Saving San Roque – the bold new challenge

Almost two months on since Typhoon Yolanda (Haiyan) and the situation is far from normal for many families living in the Municipality of Tanauan, Leyte. For those communities living along the coastal barangay of San Roque, the situation is still extremely dire after their homes, possessions and livelihoods were washed away from the powerful storm surges that unforgivingly struck the local coastline on November 8, 2013.

For outsiders; the recovery must seem incredibly simple. Just rebuild the homes and restore the lives of those families that have been so tragically affected. Unfortunately, the recovery efforts for the coastline communities in Tanauan, Leyte are not as simple as what they first seem. The first complication arises as a result of the sheer devastation inflicted to the local landscape; it’s not only homes and possessions that have been destroyed, but also the vast majority of the local livelihood. Aside from that, most families cannot rebuild on the original site of their previous homes since they did not previously own the land or because the site of their previous home lies within 50 meters of the shoreline – an area which has been strictly blacklisted for building upon.

So, what’s the solution? Well that’s what the VFV team have been looking into over the last week through a series of conversations with local community members and families. Rebuilding at the present moment in time is completely out of the question; since families have not been allocated any land to start construction on.

Instead, VFV are looking into livelihood development as an immediate means to assist the families of children enrolled on it’s Child Sponsorship Program. Several options are still being discussed and evaluated, but as of right now a micro-lending program to construct and distribute fishing boats seems to be trumping other options. The advantages of this set-up will reduce the sentiment of dependency for many families by giving them the opportunity to once again create their own livelihood and build their own future. Restoring basic services such as fishing will also help stimulate the local economy, drive down the local cost of fish and as a result benefit the extended community of the area as a whole.

The situation in Tanauan is still incredibly complex and it will take time to ensure the exact deliverables of this project in order to assure long-term sustainability; however VFV are adamant on piloting the project within the next thirty days.

Until then families in San Roque cannot be fully rehabilitated, many of them will continue to be dependent on relief goods for the foreseeable future. The situation in San Roque is tough, it’s a uphill battle, but the families have not been forgotten.

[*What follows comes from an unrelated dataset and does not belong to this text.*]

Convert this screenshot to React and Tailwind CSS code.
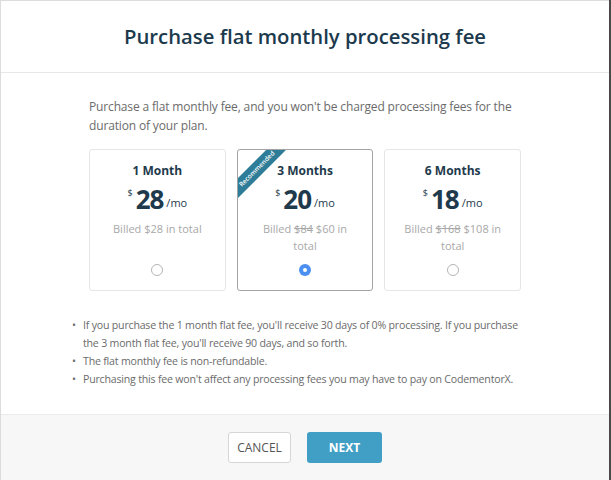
const plans = [
  { label: '1 Month', price: 28, old: null, total: '$28', selected: false },
  { label: '3 Months', price: 20, old: '$84', total: '$60', selected: true, ribbon: true },
  { label: '6 Months', price: 18, old: '$168', total: '$108', selected: false },
];

const notes = [
  "If you purchase the 1 month flat fee, you'll receive 30 days of 0% processing. If you purchase the 3 month flat fee, you'll receive 90 days, and so forth.",
  'The flat monthly fee is non-refundable.',
  "Purchasing this fee won't affect any processing fees you may have to pay on CodementorX.",
];

function PlanCard({ plan }) {
  return (
    <div
      className={`relative overflow-hidden w-[138px] h-[142px] rounded-[3px] border bg-white flex flex-col items-center pt-[12px] ${
        plan.selected ? 'border-[#a3a3a3]' : 'border-[#e6e6e6]'
      }`}
    >
      {plan.ribbon && (
        <div className="absolute left-[-31px] top-[12px] w-[100px] h-[14px] bg-[#2e7d98] -rotate-45 flex items-center justify-center text-[6.5px] leading-none text-white font-semibold">
          Recommended
        </div>
      )}
      <div className="text-[12px] font-bold text-[#1e3a4c] leading-[18px]">{plan.label}</div>
      <div className="flex items-start mt-[6px] text-[#1e3a4c]">
        <span className="text-[9px] leading-none mt-[2px] mr-[3px]">$</span>
        <span className="text-[26px] font-bold leading-[27px] tracking-[-1px]">{plan.price}</span>
        <span className="text-[11px] leading-none mt-[11px] ml-[3px]">/mo</span>
      </div>
      <div className="mt-[7px] px-[16px] text-center text-[11px] leading-[17px] text-[#a8a8a8]">
        Billed {plan.old && <span className="line-through">{plan.old}</span>} {plan.total} in total
      </div>
      <div className="flex-1" />
      <div className="mb-[14px]">
        {plan.selected ? (
          <div className="w-[12px] h-[12px] rounded-full bg-[#4b90f0] flex items-center justify-center">
            <div className="w-[4px] h-[4px] rounded-full bg-white" />
          </div>
        ) : (
          <div className="w-[12px] h-[12px] rounded-full border border-[#b5b5b5] bg-white" />
        )}
      </div>
    </div>
  );
}

export default function App() {
  return (
    <div className="w-[611px] h-[480px] bg-[#4a4a4a] flex" style={{ fontFamily: '"Open Sans", "Liberation Sans", sans-serif' }}>
      <div className="w-[609px] h-[480px] bg-white border-l border-t border-[#dcdcdc] flex flex-col">
        <div className="h-[72px] flex items-center justify-center border-b border-[#e8e8e8]">
          <h1 className="text-[20.3px] font-semibold text-[#1c3a4d]">Purchase flat monthly processing fee</h1>
        </div>
        <div className="flex-1 px-[88px] pt-[24px]">
          <p className="text-[12px] tracking-[-0.15px] leading-[19px] text-[#6b6b6b]">
            Purchase a flat monthly fee, and you won't be charged processing fees for the duration of your plan.
          </p>
          <div className="flex gap-[11px] mt-[14px]">
            {plans.map((p) => (
              <PlanCard key={p.label} plan={p} />
            ))}
          </div>
          <ul className="mt-[25px] -ml-[17px] w-[452px] text-[10.6px] tracking-[-0.2px] leading-[18px] text-[#6b6b6b]">
            {notes.map((n) => (
              <li key={n} className="flex">
                <span className="w-[11px] shrink-0">•</span>
                <span>{n}</span>
              </li>
            ))}
          </ul>
        </div>
        <div className="h-[66px] bg-[#f7f7f7] border-t border-[#ebebeb] flex items-center justify-center gap-[16px]">
          <button className="w-[63px] h-[31px] border border-[#d6d6d6] rounded-[3px] bg-white text-[12px] text-[#555]">CANCEL</button>
          <button className="w-[75px] h-[31px] rounded-[3px] bg-[#419fc6] text-[12px] font-bold text-white">NEXT</button>
        </div>
      </div>
    </div>
  );
}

We’re eager to hear your thoughts on our plans for San Roque. If you have any comments or suggestions, please submit them below. Further updates will be available in due course.


  1. Walter Oshiro

    I’m hopeful that the government will come through with bunkhouses so that our San Roque families can move from the tents to something a little more secure – though still temporary. As you indicate, the long-term housing needs will have to be addressed later. In the meantime, getting started on livelihood, as you’ve outlined, would be critical. From your discussions with the fathers, do they all want to remain in Tanauan and continue fishing? The plan to help with acquiring fishing boats is good. Even if the families don’t live close to the ocean, they should be able to make some arrangement to secure the boats in one area. Could VFV team up with the Yellow Boat program –; their website says they can build a motorized banka (fishing boat) for 20,000 to 30,000 pesos and they’re currently building 10 boats for Barangay Rawis in Tacloban. Donors are needed to fund the Yellow Boats so VFV would need to solicit donations and front the cost to get things started quickly. I don’t know if any of the other programs that have teamed up with Yellow Boat require their recipients to cover anything. I can see the rationale in having recipients take on responsibility for some of the cost but it should be something that the families, who have lost just about everything, can realistically handle. Thank you for giving the San Roque families priority.

  2. Frankie

    Hi Walter,

    VFV has already been exploring partnerships in this area in the wake of the disaster; the main concerns are the volume of dependents right now and if whether or not entering a partnership would delay the process. We’re definitely looking into replicating something similar, but if Yellowboat have their own list of dependents, it may take longer to get our families on the lists than it would if we acted independently. However if we can replicate their program independently with our own resources, then there would be a gain here for both sides.

    With regards to donations; if this plan falls through (which I’m really confident it will), we will be able to fund the pilot program almost immediately, after which we will open up for donations for the other families.

    As for the bunkhouses, they’re a total fail right now across Leyte and very few locals have opted into the program. INGO’s are stating that they dont meet basic international stands. I’m not sure if you saw this article in the Washington Post:

    Tanauan is a really tough case right now and there’s a lot of political processes that need to occur before I think anything else gets settled.

  3. Walter Oshiro

    Thanks for the link; I hadn’t read the article before. I hope there’ll be some help from programs like Habitat for Humanity down the line – and help from the government. I know from your earlier posts that VFV is looking into partnerships with whoever can help. With the bunkhouse situation looking dismal, I strongly agree with VFV’s desire to to kickstart livelihood initiatives. I hope our Tanauan families are maintaining close ties and supporting each other. It would be nice if they’re able to get together for special occasion events/meals every so often. I know that’s true for all our communities but more so for folks who have been displaced. Thanks for all that you do Frankie, as a volunteer board member, and thanks to the others who also serve on the board.